Quote from: Paul Perry (Frostwave) on March 11, 2008, 01:33:25 AM
You have two problems:
1. sudden current draws in the digital side, put spikes on the + rail.
So as has been suggested you need to run the parts creating the spikes, and the parts picking up the spikes, either via separate regulators or by (as has been suggested) via resistors with heavy filtering to ground from both ends. Depending on current draw of a section, you might be able to get the resistor up to 220 ohm. I have done this successfully.

2. you also get ground return current spikes. Hence the need for separate ground returns for the various sections, meeting at only one point.

3. Don't forget, if the + rail has noise on it, so do all bias points.

If the micro is running off a +5 reg, then the noise probably comes via the combined ground return.

Hi Paul, thanks for the pointers. I'm trying to understand the issues here and your comments help explain the problem. Given this (very simplified) view:



I understand about filtering the + side of the supply and have included the basics there. The MCU does have a 5v regulator, the wah filter does not. So adding a 9vDC regulator to the wah and a ~100 ohm resistor from the mcu to ground would accomplish what you suggest? I don't know how to do filtering to ground, only filtering on the + rail as I've seen in so many stompbox schematics...

Thanks.

R.G.

Imagine your power supply floats, no ground reference.
+ side goes to two 10 ohm resistors. One resistor goes to the analog section, one to the digital section.
Each section, analog and digital, has a large electro cap from + to -, 100uF or possibly larger. Each also has a 0.1uF monolithic ceramic and a 0.01uF mono ceramic right at the power supply entry. Each section has a 10 ohm resistor from its - side back to the power supply. The two - terminals are connected by yet another 10 ohm resistor.

We call the analog - terminal "ground".

The idea is to force AC currents to be contained in the local loop which includes either analog plus its decoupling caps or digital and its decoupling caps, and to have NO current flowing through a shared conductor. The caps are arranged so that low frequency needs are sourced form the local 100uF (or 1000uF or array of 100uF's) and high frequency needs are satisfied by the 0.1 and 0.01's. Only a highly filtered, sluggishly moving DC goes back to the power supply to contaminate the other side.

To the extent that we are successful at separating the power supply flows of current in the opposite side, we will prevent any cross contamination with noise.
R.G.

In response to the questions in the forum - PCB Layout for Musical Effects is available from The Book Patch. Search "PCB Layout" and it ought to appear.

Paul Perry (Frostwave)

What RG. said.
As for your diagram, the MCU should be on the other side of the 100 ohm resistor, or (better) have its own 100 ohm resistor.
(I say '100 ohm' at a guess, what you should use on each side, depends on current draw, and regulator drop out voltage, if a regulator is used.)
I went through this with my Sonic Alienator, which has a PIC micro doing some simple DSP, plus a D to A chip, and an analog OTA filter section.

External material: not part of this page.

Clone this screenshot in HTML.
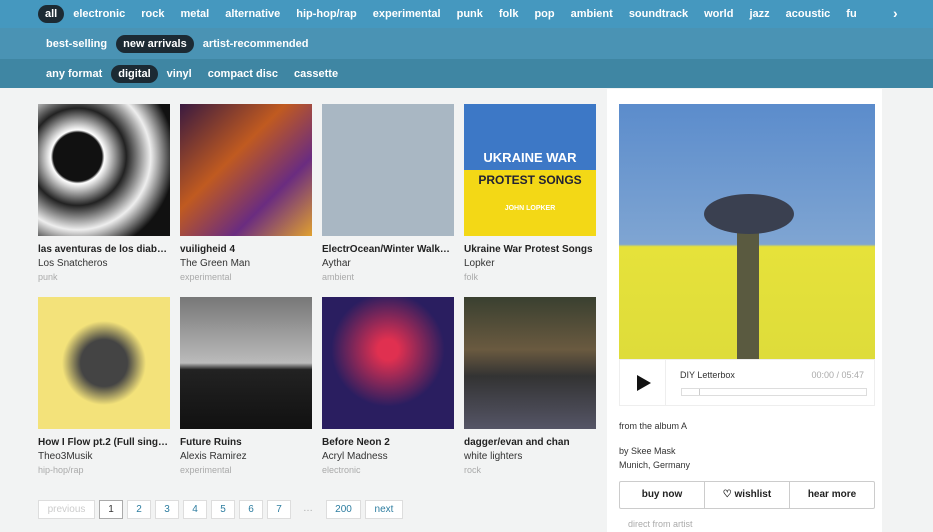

Separate analog & digital grounds, separate regs. It had a 7662 voltage inverter/doubler as well..

dano12

Quote from: Paul Perry (Frostwave) on March 11, 2008, 11:01:24 PM
I went through this with my Sonic Alienator, which has a PIC micro doing some simple DSP, plus a D to A chip, and an analog OTA filter section. Separate analog & digital grounds, separate regs. It had a 7662 voltage inverter/doubler as well..

Check out Adrian Belew's blog (one of my favorite guitar players of all time) http://elephant-blog.blogspot.com/2007/12/tale-of-trentsville-part-two.html

and you'll see a pretty awesome white pedal standing out front....


dano12

Quote from: R.G. on March 11, 2008, 07:51:44 PM
Imagine your power supply floats, no ground reference.
+ side goes to two 10 ohm resistors. One resistor goes to the analog section, one to the digital section.
Each section, analog and digital, has a large electro cap from + to -, 100uF or possibly larger. Each also has a 0.1uF monolithic ceramic and a 0.01uF mono ceramic right at the power supply entry. Each section has a 10 ohm resistor from its - side back to the power supply. The two - terminals are connected by yet another 10 ohm resistor.

We call the analog - terminal "ground".

The idea is to force AC currents to be contained in the local loop which includes either analog plus its decoupling caps or digital and its decoupling caps, and to have NO current flowing through a shared conductor. The caps are arranged so that low frequency needs are sourced form the local 100uF (or 1000uF or array of 100uF's) and high frequency needs are satisfied by the 0.1 and 0.01's. Only a highly filtered, sluggishly moving DC goes back to the power supply to contaminate the other side.

To the extent that we are successful at separating the power supply flows of current in the opposite side, we will prevent any cross contamination with noise.